What Others Say

Ken Wilbur speaks in his book: The Marriage of Sense and Soul (1998) about the difficulties between science and spirituality. It was thought that due to the authority given to scientists in empirical science that their power dramatically affected how people perceived the spirit realm. Anything that was not proven was deemed irrational or non-existent, and that pretty much stands the same today.

If scientists state it’s real, we accept it. If they come back later and say it isn’t, we may tut and complain, but many of us will then change our view and accept it because they, the authoritative ones, the ones who know, said it was so. In regards to science, the spiritual experience is often devalued; paranormal experiences, miraculous cures, or any other abnormal phenomena is often considered hype, fraud or plain ignorance if it lacks quantitative data to prove its existence. As time has gone on, and with science gaining more and more popularity for people who were or are looking for the truth, much of the ancient spiritual knowledge of how to coexist with the spirit world has been lost or forgotten. As many cultures pass on their knowledge verbally, it is becoming increasingly difficult to hold onto important truths that were discovered thousands of years ago. As with all things, over the centuries verbal instruction starts to become disjointed or confused and often loses its power and intent. For some, what was in the past is no longer relevant for today; but we take that perspective at our own peril, for there are thousands of years’ worth of spiritual wisdom and knowledge that is still highly relevant for today and the future.

Shamanism has stood the test of time. It may look different on the outside when we look around the world, but the basic precepts, the basic values are the same. It has been and always will be a bridge between spirit and matter, a bridge between the spirit realm and the physical realm.

Martin Prechtel, a contemporary shaman, says in an interview with Derrick Jensen on Saving the Indigenous Soul: “For the majority of human history, shamans have simply been a part of ordinary life. They exist all over the world. It seems strange to Westerners now because they have systematically devalued the other world and no longer deal with it as part of their everyday lives.”

At this point we may want to consider what a shaman actually is, and although it may conjure up many ideas in today’s minds, this is what Martin Prechtel explains as a shaman, from the same source, Saving the Indigenous Soul:

“Shamans are sometimes considered healers or doctors, but really they are people who deal with the tears and holes we create in the net of life, the damage that we all cause in our search for survival. Shamans deal with the problems that arise when we forget the relationship that exists between us and the other world that feeds us, or when, for whatever reason, we don’t feed the other world in return.”

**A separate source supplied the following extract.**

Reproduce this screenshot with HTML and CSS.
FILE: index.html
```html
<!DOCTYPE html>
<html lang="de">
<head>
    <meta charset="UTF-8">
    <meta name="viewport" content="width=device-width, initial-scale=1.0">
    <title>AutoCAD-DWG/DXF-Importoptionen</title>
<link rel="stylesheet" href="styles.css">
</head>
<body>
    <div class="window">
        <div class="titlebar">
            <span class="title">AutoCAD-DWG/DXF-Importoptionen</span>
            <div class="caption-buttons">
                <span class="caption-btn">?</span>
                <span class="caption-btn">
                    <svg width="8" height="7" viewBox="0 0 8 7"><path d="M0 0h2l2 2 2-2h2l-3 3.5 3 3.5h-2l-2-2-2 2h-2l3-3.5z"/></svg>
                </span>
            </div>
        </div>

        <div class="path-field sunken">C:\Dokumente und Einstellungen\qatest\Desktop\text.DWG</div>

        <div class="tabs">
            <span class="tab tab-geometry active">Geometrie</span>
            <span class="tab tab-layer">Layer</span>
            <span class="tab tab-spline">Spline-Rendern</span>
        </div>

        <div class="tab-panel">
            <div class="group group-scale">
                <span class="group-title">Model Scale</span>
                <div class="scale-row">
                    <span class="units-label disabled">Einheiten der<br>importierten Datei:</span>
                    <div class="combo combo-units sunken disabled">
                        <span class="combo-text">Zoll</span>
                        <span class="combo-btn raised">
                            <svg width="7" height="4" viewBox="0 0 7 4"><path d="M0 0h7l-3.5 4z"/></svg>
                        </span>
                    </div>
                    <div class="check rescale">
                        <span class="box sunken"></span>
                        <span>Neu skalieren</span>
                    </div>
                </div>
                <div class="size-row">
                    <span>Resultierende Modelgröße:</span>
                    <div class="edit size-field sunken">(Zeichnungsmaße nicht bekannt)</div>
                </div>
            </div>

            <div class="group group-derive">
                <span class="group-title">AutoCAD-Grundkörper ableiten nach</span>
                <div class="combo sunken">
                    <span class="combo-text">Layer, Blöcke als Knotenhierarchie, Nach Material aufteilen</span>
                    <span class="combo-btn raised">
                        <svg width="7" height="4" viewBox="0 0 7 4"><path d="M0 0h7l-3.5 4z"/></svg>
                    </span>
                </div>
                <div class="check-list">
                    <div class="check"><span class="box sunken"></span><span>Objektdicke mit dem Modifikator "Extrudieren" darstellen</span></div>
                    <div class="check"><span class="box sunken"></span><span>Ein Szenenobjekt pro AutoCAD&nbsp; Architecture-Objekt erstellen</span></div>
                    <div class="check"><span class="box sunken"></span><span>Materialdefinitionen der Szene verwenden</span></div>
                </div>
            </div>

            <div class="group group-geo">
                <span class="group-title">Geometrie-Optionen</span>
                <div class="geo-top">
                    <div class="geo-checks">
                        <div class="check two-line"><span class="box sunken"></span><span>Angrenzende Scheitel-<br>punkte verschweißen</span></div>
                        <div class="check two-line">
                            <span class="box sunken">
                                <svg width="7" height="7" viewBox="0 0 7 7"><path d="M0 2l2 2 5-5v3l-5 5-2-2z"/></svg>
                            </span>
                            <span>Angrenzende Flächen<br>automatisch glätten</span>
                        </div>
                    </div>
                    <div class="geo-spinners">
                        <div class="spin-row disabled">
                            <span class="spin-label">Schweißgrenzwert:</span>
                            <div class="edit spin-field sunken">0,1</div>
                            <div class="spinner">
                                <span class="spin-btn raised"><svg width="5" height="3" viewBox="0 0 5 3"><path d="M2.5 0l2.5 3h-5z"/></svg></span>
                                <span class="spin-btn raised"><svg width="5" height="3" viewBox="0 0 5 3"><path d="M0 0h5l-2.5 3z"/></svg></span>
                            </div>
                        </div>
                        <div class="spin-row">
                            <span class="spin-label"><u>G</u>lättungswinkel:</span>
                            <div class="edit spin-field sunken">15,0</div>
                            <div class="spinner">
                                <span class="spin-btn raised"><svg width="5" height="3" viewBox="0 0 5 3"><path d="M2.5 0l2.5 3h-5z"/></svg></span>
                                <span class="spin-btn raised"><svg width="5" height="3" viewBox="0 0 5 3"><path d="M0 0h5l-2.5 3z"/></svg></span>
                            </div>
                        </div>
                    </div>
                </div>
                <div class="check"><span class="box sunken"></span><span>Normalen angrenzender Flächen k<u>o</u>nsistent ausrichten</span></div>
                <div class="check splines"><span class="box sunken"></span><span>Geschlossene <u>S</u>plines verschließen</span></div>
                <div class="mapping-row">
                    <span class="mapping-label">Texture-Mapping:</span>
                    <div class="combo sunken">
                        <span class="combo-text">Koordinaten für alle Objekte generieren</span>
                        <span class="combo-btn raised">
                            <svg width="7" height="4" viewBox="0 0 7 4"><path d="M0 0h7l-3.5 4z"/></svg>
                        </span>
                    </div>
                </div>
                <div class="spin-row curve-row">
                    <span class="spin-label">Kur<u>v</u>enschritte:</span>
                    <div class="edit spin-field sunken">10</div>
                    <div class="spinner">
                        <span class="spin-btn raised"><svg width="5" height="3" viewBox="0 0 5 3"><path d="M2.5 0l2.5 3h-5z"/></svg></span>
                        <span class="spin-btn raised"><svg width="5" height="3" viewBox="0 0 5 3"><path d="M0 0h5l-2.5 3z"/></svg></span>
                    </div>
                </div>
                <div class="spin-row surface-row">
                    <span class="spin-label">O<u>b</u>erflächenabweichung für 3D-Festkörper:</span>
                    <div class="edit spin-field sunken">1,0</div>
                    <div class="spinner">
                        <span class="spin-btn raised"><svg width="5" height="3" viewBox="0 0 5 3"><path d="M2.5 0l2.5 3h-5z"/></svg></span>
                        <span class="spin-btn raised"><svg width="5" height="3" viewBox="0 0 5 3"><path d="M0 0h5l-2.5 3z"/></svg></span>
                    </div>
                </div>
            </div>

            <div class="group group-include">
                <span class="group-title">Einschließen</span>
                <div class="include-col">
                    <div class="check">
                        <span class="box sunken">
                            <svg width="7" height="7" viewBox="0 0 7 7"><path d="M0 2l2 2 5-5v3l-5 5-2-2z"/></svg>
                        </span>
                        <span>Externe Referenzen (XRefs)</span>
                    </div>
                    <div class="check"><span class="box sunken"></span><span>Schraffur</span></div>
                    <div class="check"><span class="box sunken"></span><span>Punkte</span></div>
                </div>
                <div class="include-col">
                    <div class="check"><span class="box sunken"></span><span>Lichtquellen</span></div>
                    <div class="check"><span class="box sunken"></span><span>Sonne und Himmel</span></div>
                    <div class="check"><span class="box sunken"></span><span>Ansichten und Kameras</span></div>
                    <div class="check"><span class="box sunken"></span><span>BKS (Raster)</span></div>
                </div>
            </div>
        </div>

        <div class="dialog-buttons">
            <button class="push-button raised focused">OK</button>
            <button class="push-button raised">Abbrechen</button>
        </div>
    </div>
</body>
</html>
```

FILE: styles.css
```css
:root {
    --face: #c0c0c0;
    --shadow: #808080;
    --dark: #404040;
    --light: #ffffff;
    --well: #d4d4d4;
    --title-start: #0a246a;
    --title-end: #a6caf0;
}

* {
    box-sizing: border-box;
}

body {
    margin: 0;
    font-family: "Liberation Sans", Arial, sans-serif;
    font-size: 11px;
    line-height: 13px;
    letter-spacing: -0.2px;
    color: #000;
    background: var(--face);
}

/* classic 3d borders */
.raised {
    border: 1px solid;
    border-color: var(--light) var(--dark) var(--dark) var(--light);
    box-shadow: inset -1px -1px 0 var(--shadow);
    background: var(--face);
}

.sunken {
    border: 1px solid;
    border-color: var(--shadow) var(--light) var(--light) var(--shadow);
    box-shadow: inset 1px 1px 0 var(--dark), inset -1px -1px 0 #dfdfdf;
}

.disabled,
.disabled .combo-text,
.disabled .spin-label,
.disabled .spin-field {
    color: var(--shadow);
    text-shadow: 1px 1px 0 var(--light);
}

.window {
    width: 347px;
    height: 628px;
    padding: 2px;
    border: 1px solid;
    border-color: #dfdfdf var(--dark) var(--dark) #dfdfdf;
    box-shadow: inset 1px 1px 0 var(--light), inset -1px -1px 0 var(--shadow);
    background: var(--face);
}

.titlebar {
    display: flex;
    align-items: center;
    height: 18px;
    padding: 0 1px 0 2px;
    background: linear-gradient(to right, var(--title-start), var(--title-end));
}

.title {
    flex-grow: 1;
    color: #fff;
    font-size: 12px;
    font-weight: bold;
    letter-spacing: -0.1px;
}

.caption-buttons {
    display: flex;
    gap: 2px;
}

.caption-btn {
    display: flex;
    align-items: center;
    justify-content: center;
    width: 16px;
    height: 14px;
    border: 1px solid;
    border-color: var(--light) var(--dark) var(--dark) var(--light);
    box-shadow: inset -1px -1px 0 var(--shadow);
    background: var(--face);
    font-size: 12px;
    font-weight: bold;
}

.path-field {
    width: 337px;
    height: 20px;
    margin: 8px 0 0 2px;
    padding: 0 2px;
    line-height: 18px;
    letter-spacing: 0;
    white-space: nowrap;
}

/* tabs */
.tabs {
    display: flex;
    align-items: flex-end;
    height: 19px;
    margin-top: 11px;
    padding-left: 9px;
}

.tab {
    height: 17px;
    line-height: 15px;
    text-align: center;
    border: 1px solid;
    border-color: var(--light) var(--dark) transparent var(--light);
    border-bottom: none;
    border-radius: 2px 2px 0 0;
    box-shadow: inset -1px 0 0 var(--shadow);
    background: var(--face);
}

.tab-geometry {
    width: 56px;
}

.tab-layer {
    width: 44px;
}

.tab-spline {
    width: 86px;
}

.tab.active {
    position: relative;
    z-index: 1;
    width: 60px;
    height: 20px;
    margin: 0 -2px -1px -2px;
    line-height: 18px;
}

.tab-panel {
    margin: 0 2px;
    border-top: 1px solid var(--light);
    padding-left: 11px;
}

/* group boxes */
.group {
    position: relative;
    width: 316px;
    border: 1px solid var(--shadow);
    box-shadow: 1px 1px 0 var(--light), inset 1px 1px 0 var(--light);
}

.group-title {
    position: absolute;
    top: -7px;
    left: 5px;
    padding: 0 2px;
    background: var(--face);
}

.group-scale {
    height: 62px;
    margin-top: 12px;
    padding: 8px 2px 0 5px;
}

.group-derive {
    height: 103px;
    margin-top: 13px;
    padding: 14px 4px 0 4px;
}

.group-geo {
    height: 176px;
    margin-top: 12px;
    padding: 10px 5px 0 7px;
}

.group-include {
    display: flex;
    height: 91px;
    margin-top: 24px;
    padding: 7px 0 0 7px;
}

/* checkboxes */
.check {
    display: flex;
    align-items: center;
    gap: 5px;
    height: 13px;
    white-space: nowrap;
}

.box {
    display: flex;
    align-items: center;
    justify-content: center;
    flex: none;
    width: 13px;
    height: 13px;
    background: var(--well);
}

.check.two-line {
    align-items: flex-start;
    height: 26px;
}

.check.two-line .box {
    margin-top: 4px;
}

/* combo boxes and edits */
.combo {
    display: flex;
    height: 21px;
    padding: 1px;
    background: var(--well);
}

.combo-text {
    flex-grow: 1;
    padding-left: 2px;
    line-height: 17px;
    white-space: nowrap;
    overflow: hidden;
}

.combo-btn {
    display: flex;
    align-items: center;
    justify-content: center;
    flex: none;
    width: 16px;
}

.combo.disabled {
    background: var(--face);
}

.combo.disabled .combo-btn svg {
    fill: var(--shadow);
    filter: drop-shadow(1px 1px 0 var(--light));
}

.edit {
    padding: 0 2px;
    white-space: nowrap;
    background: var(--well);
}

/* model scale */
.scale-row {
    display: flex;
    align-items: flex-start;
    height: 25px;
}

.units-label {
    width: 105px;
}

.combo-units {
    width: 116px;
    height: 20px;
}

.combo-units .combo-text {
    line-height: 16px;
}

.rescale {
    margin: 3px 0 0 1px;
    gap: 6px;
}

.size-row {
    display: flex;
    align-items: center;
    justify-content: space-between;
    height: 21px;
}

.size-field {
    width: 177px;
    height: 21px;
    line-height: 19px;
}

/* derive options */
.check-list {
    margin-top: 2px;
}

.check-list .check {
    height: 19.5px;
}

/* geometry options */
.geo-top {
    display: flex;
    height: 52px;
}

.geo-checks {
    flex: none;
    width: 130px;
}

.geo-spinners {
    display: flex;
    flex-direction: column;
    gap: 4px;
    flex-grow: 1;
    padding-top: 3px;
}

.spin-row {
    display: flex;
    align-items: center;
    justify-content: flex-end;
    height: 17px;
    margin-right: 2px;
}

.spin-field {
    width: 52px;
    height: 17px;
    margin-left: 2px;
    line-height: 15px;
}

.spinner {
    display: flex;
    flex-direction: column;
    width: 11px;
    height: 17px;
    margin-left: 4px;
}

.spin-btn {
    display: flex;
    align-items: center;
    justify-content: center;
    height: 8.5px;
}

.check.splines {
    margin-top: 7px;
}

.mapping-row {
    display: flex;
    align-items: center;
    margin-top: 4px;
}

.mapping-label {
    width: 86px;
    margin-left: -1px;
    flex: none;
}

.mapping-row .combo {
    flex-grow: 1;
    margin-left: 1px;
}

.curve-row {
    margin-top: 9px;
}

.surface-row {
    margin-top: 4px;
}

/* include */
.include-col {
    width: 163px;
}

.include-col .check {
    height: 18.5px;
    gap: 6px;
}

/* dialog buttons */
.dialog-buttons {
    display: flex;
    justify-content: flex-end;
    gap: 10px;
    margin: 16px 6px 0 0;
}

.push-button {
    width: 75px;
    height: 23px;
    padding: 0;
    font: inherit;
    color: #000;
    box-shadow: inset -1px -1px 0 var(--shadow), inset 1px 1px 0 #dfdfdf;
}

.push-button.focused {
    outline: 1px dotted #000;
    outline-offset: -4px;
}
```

We need, as spiritual human beings, to remember:

It’s like my old teacher used to say (says Prechtel): “You sit singing on a little rock in the middle of a pond, and your song makes a ripple that goes out to the shores where the spirits live. When it hits the shore, it sends an echo back toward you. That echo is the spiritual nutrition. When you send out a gift, you send it out in all directions at once. And then it comes back to you from all directions.”

What we sow we reap, good or bad. Even the Bible tells us:

Cast your bread upon the waters for you will find it in many days. (Ecclesiastes 11:1).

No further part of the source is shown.